Object detection using point clouds is essential for several fields, such as autonomous vehicles and robotics. The voxel-based approach to represent 3D point clouds has been favored for its efficiency and effectiveness. However, there is a growing awareness of the susceptibility of deep learning models to adversarial attacks, and the robustness of voxel-based point cloud object detectors hasn't been thoroughly investigated. The current adversarial strategies against point cloud data typically entail creating phantom obstacles, erasing objects, or inducing false predictions. Although effective, these methods face three key challenges. Firstly, they are designed for manipulating point-based representations and are not suitable for voxel-based ones.
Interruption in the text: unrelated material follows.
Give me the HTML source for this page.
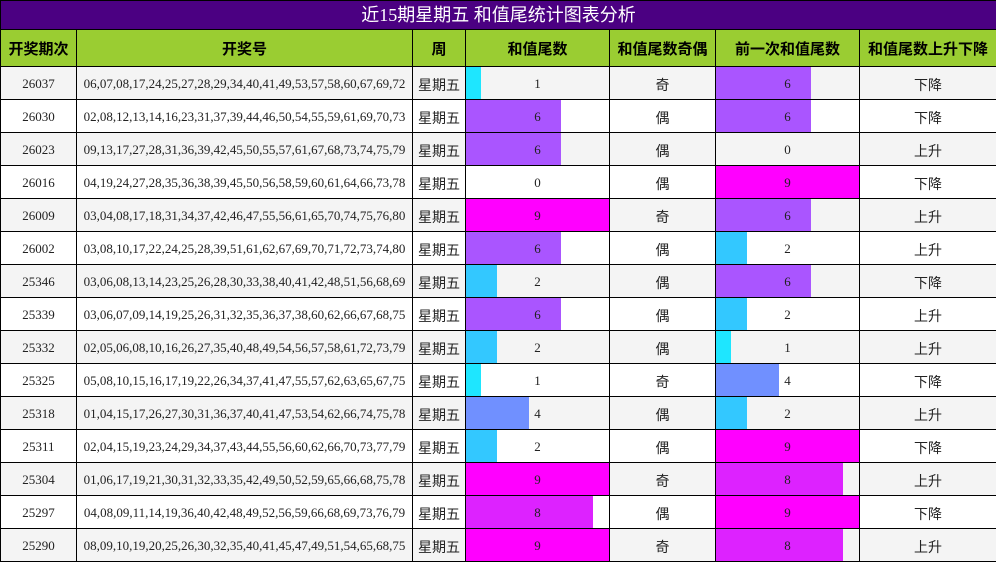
<!DOCTYPE html>
<html><head><meta charset="utf-8"><style>
*{margin:0;padding:0;box-sizing:border-box}
body{width:996px;height:562px;overflow:hidden;background:#fff;font-family:"Liberation Serif","Noto Sans CJK SC",serif}
table{border-collapse:collapse;table-layout:fixed;width:996px;position:absolute;left:0;top:0}
td,th{border:1px solid #000;text-align:center;padding:0;overflow:hidden;white-space:nowrap}
.t td{background:#4b0082;color:#fff;font-family:"Liberation Serif","Noto Sans CJK SC",serif;font-size:18px;height:29px;line-height:26px}
.h th{background:#9acd32;height:37px;font-family:"Liberation Sans","Noto Sans CJK SC",sans-serif;font-size:15px;font-weight:bold;color:#000}
.r td{height:33px;font-size:13px;color:#222;padding-top:1px}
.r:nth-child(odd) td{background:#f4f4f4}
.r:nth-child(even) td{background:#fff}
.r td.c{font-family:"Liberation Sans","Noto Sans CJK SC",sans-serif;font-size:14px;padding-top:4px}
.b{position:relative}
.b i{position:absolute;left:0;top:0;bottom:0}
.b span{position:relative}
.v1{background:#1ee6ff;width:15px}.v2{background:#33c8ff;width:31px}.v4{background:#7090ff;width:63px}
.v6{background:#aa55ff;width:95px}.v8{background:#dd22ff;width:127px}.v9{background:#ff00ff;width:144px}.v0{width:0}
</style></head><body>
<table>
<colgroup><col style="width:76px"><col style="width:336px"><col style="width:53px"><col style="width:144px"><col style="width:106px"><col style="width:144px"><col style="width:137px"></colgroup>
<tbody>
<tr class="t"><td colspan="7">近15期星期五 和值尾统计图表分析</td></tr>
<tr class="h"><th>开奖期次</th><th>开奖号</th><th>周</th><th>和值尾数</th><th>和值尾数奇偶</th><th>前一次和值尾数</th><th>和值尾数上升下降</th></tr>
<tr class="r"><td>26037</td><td>06,07,08,17,24,25,27,28,29,34,40,41,49,53,57,58,60,67,69,72</td><td class="c">星期五</td><td class="b"><i class="v1"></i><span>1</span></td><td class="c">奇</td><td class="b"><i class="v6"></i><span>6</span></td><td class="c">下降</td></tr>
<tr class="r"><td>26030</td><td>02,08,12,13,14,16,23,31,37,39,44,46,50,54,55,59,61,69,70,73</td><td class="c">星期五</td><td class="b"><i class="v6"></i><span>6</span></td><td class="c">偶</td><td class="b"><i class="v6"></i><span>6</span></td><td class="c">下降</td></tr>
<tr class="r"><td>26023</td><td>09,13,17,27,28,31,36,39,42,45,50,55,57,61,67,68,73,74,75,79</td><td class="c">星期五</td><td class="b"><i class="v6"></i><span>6</span></td><td class="c">偶</td><td class="b"><i class="v0"></i><span>0</span></td><td class="c">上升</td></tr>
<tr class="r"><td>26016</td><td>04,19,24,27,28,35,36,38,39,45,50,56,58,59,60,61,64,66,73,78</td><td class="c">星期五</td><td class="b"><i class="v0"></i><span>0</span></td><td class="c">偶</td><td class="b"><i class="v9"></i><span>9</span></td><td class="c">下降</td></tr>
<tr class="r"><td>26009</td><td>03,04,08,17,18,31,34,37,42,46,47,55,56,61,65,70,74,75,76,80</td><td class="c">星期五</td><td class="b"><i class="v9"></i><span>9</span></td><td class="c">奇</td><td class="b"><i class="v6"></i><span>6</span></td><td class="c">上升</td></tr>
<tr class="r"><td>26002</td><td>03,08,10,17,22,24,25,28,39,51,61,62,67,69,70,71,72,73,74,80</td><td class="c">星期五</td><td class="b"><i class="v6"></i><span>6</span></td><td class="c">偶</td><td class="b"><i class="v2"></i><span>2</span></td><td class="c">上升</td></tr>
<tr class="r"><td>25346</td><td>03,06,08,13,14,23,25,26,28,30,33,38,40,41,42,48,51,56,68,69</td><td class="c">星期五</td><td class="b"><i class="v2"></i><span>2</span></td><td class="c">偶</td><td class="b"><i class="v6"></i><span>6</span></td><td class="c">下降</td></tr>
<tr class="r"><td>25339</td><td>03,06,07,09,14,19,25,26,31,32,35,36,37,38,60,62,66,67,68,75</td><td class="c">星期五</td><td class="b"><i class="v6"></i><span>6</span></td><td class="c">偶</td><td class="b"><i class="v2"></i><span>2</span></td><td class="c">上升</td></tr>
<tr class="r"><td>25332</td><td>02,05,06,08,10,16,26,27,35,40,48,49,54,56,57,58,61,72,73,79</td><td class="c">星期五</td><td class="b"><i class="v2"></i><span>2</span></td><td class="c">偶</td><td class="b"><i class="v1"></i><span>1</span></td><td class="c">上升</td></tr>
<tr class="r"><td>25325</td><td>05,08,10,15,16,17,19,22,26,34,37,41,47,55,57,62,63,65,67,75</td><td class="c">星期五</td><td class="b"><i class="v1"></i><span>1</span></td><td class="c">奇</td><td class="b"><i class="v4"></i><span>4</span></td><td class="c">下降</td></tr>
<tr class="r"><td>25318</td><td>01,04,15,17,26,27,30,31,36,37,40,41,47,53,54,62,66,74,75,78</td><td class="c">星期五</td><td class="b"><i class="v4"></i><span>4</span></td><td class="c">偶</td><td class="b"><i class="v2"></i><span>2</span></td><td class="c">上升</td></tr>
<tr class="r"><td>25311</td><td>02,04,15,19,23,24,29,34,37,43,44,55,56,60,62,66,70,73,77,79</td><td class="c">星期五</td><td class="b"><i class="v2"></i><span>2</span></td><td class="c">偶</td><td class="b"><i class="v9"></i><span>9</span></td><td class="c">下降</td></tr>
<tr class="r"><td>25304</td><td>01,06,17,19,21,30,31,32,33,35,42,49,50,52,59,65,66,68,75,78</td><td class="c">星期五</td><td class="b"><i class="v9"></i><span>9</span></td><td class="c">奇</td><td class="b"><i class="v8"></i><span>8</span></td><td class="c">上升</td></tr>
<tr class="r"><td>25297</td><td>04,08,09,11,14,19,36,40,42,48,49,52,56,59,66,68,69,73,76,79</td><td class="c">星期五</td><td class="b"><i class="v8"></i><span>8</span></td><td class="c">偶</td><td class="b"><i class="v9"></i><span>9</span></td><td class="c">下降</td></tr>
<tr class="r"><td>25290</td><td>08,09,10,19,20,25,26,30,32,35,40,41,45,47,49,51,54,65,68,75</td><td class="c">星期五</td><td class="b"><i class="v9"></i><span>9</span></td><td class="c">奇</td><td class="b"><i class="v8"></i><span>8</span></td><td class="c">上升</td></tr>
</tbody></table>
</body></html>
Secondly, altering points across the entire scene leads to unnecessary and excessive perturbations. Thirdly, the assessments are mostly done on smaller datasets like KITTI, which don't necessarily extrapolate well to larger scales. To overcome these issues, the authors introduce a new gradient-based sparse voxel attack (GSVA) algorithm tailored for voxel-based 3D point cloud object detectors. They have developed two innovative frameworks: the re-voxelization-based voxel attack framework and the light voxel attack framework, which specifically target voxel-based representations rather than the original point data. The paper'ss extensive testing on larger-scale datasets, such as nuScenes and Waymo Open Dataset, in addition to KITTI, showcases the strength of their sparse attack algorithm.

优点

The motivation of the paper is valid. The gradient flow is indeed an issue in adversarial machine learning in 3D.
The authors tried to conduct a sufficient evaluation to back their methods.

缺点

The presentation of this paper is not very clear.
To me the re-voxelization attack does not make sense, the gradient is not accurate as every time the results of the voxelization will be different
It seems the authors only rely on PGD-styled attacks on all/most points and measure the overall mAP or NDS as the evaluation metrics. This is problematic in self-driving scenarios as the attack surface is artificial which is not applicable in the real world.

问题

Please refer to the weakness section. I need a very detailed explanation of the re-voxelization attack in how it solves the gradient obfuscation problem.